It’s all Relative, Except when its NOT!
I’m chatting with my friend Ove from Norway about Date #7 (the man from across the state who I’ve never actually met) when he asks the obvious question: Why don’t you just drive out to wherever it is that he lives and meet him?
Well, this may be an obvious question for a Norwegian (you can read all about my thoughts on Scandinavian dating culture here and here) but for me?
“No way,” I respond. “He has to come to me.”
Ove shoots a bevy of emoticons my way and types, “You are too traditional, Kat.”
And so I am. I am American after all and the so-called “land of the free” is also the land of the Pilgrims. We’ve come a long way since 1620—feminism, for example, has been invented; ditto automobiles—but there is no way I am driving across the state to spend the weekend with a man I’ve never met.
According to my latest WordPress subscription notice, I have quite a few international readers these days so I will pause briefly for a quick lesson in American geography.
When I say “across the state,” I am referring to a rather large state. Driving from Philadelphia to the city where Date #7 currently resides would be the equivalent of driving from London to Dublin (if such a thing were possible) or Prague to Hamburg. It’s only a little bit closer than Stockholm is to Copenhagen (and for my geographically challenged American readers, yes, these Scandinavian cities are in two different countries).

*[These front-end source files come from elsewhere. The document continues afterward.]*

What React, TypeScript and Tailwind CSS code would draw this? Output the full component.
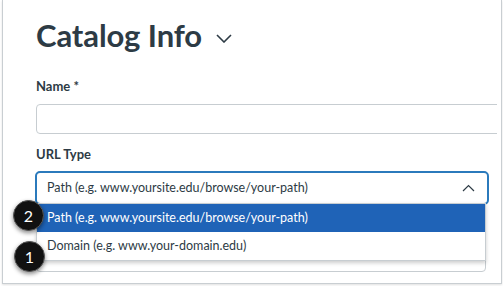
import React from 'react';

const Badge = ({n, className}: {n: string, className: string}) => (
    <div className={`absolute w-[31px] h-[31px] rounded-full bg-[#111] text-white flex items-center justify-center text-[16px] shadow-[0_2px_4px_rgba(0,0,0,0.45)] border border-[#555] ${className}`}>
        {n}
    </div>
);

const App = () => {
    return (
        <div className="w-[503px] h-[286px] bg-white overflow-hidden relative" style={{fontFamily: 'Lato, "Noto Sans", sans-serif'}}>
            <div className="ml-[2px] w-[500px] h-[284px] border-l border-r border-b border-[#c9ced2] shadow-[0_1px_2px_rgba(0,0,0,0.12)] pl-[33px] text-[#2d3b45] overflow-hidden relative">
                <div className="flex items-center gap-[14px] pt-[13px] h-[58px]">
                    <span className="text-[31px] font-bold leading-none tracking-[-0.1px]">Catalog Info</span>
                    <svg width="16" height="9" viewBox="0 0 16 9" className="mt-[6px]">
                        <path d="M1 1 L8 8 L15 1" fill="none" stroke="#2d3b45" strokeWidth="1.6"/>
                    </svg>
                </div>
                <div className="mt-[22px] text-[13px] font-bold leading-none">Name *</div>
                {/* input runs past the visible area */}
                <div className="mt-[11px] w-[461px] overflow-hidden">
                    <div className="h-[30px] w-[500px] border border-[#c7cdd1] rounded-[4px]"></div>
                </div>
                <div className="mt-[14px] text-[13px] font-bold leading-none">URL Type</div>
                <div className="mt-[10px] -ml-[1px] h-[34px] w-[454px] border-2 border-[#2b7abc] rounded-[5px] flex items-center justify-between pl-[10px] pr-[12px]">
                    <span className="text-[12.5px]">Path (e.g. www.yoursite.edu/browse/your-path)</span>
                    <svg width="13" height="8" viewBox="0 0 13 8">
                        <path d="M1 7 L6.5 1.5 L12 7" fill="none" stroke="#2d3b45" strokeWidth="1.2"/>
                    </svg>
                </div>
                <div className="w-[450px] h-[68px] border border-[#c7cdd1] rounded-[4px] -mt-[1px]"></div>

                <div className="absolute left-[33px] top-[203px] w-[450px] border border-[#c7cdd1] bg-white shadow-[0_2px_4px_rgba(0,0,0,0.2)]">
                    <div className="h-[28px] bg-[#1f63b7] text-white text-[12.5px] flex items-center pl-[10px]">
                        Path (e.g. www.yoursite.edu/browse/your-path)
                    </div>
                    <div className="h-[28px] text-[12.5px] flex items-center pl-[10px]">
                        Domain (e.g. www.your-domain.edu)
                    </div>
                </div>
            </div>
            <Badge n="2" className="left-[13px] top-[200px]"/>
            <Badge n="1" className="left-[14px] top-[241px]"/>
        </div>
    );
};

export default App;
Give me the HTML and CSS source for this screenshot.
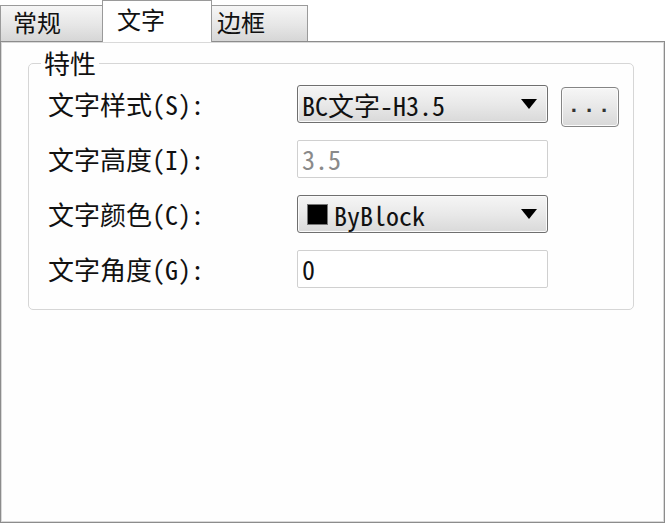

So basically, when I say the “other side of the state,” I mean far, far away. Far enough to fly. And definitely far enough to qualify as a Long Distance Relationship.
I’m a veteran of the LDR. I’ve done Philadelphia to Baltimore (twice, actually) and believe you me: the hour and a half on I-95 was nothing compared to my previous LDRs (try New Jersey to Montreal or Philadelphia to London).
To be honest, I kind of prefer LDRs.
Why? Well, I like my space, I like doing my own thing and I’d be remiss in my ethnographic duties if I failed to admit that during my college years, I even liked all of the drama of those tearful goodbyes and lonely birthdays. (Surely I’m not alone here?)
Suffice it to say, LDRs have worked well for me in the past (to the extent that I’m still single, that is). Of course, Date #7 and I are still several hundred miles away from an actual relationship (he’s the one who pocket called me on his last date and after reading all of your comments on my non-make out session over the weekend, I just make take matters into my own hands…)—but I’m hopeful.
If he manages to get himself to Philadelphia, that is.
4 Responses to “It’s all Relative, Except when its NOT!”
I’m with you, Kat; I like the men to come to me. I don’t like passive men, so if he’s truly interested in having a relationship with you, he should make the effort. I’ve been told I’m too traditional too, however, so I’m also interested in the advice you’ll get from others. I’ll stay tuned.
To borrow one of a (lady) friend’s* favorite quotes: “Do you know what I’m hearing right now? I’m hearing excuses!”
Coming from California, Pennsylvania is not that large a state. The drive from Cleveland to Philadelphia is only about 8 hours — Google maps says Philadelphia to Pittsburgh is only about 5-1/2 which soulds about right — if you limit yourself to the speed limit.
Just meet him and get it over with. Go to him. Enjoy the vacation. And if you make it to Pittsburgh, add a couple more hours to visit Cleveland — The Cleveland Museum of Art is free and quite well regarded and it’s a lot cheaper than going back to Europe.
*- Friend who is a lady, not to be confused my ladyfriend.
I think you’re in the minority this time, Lincoln 🙂
we in Europe always thought that driving a few hundred miles for anything in the States was not really given a second thought.
When we lived in Northern Florida a friend of ours, who was in Houston , drove over for dinner, and hed did not really think it was excessive.
But I would not suggest going even 10 miles to meet a strange man in a strange environment. Stick to meeting them in areas you feel comfortable. It is for your own safety.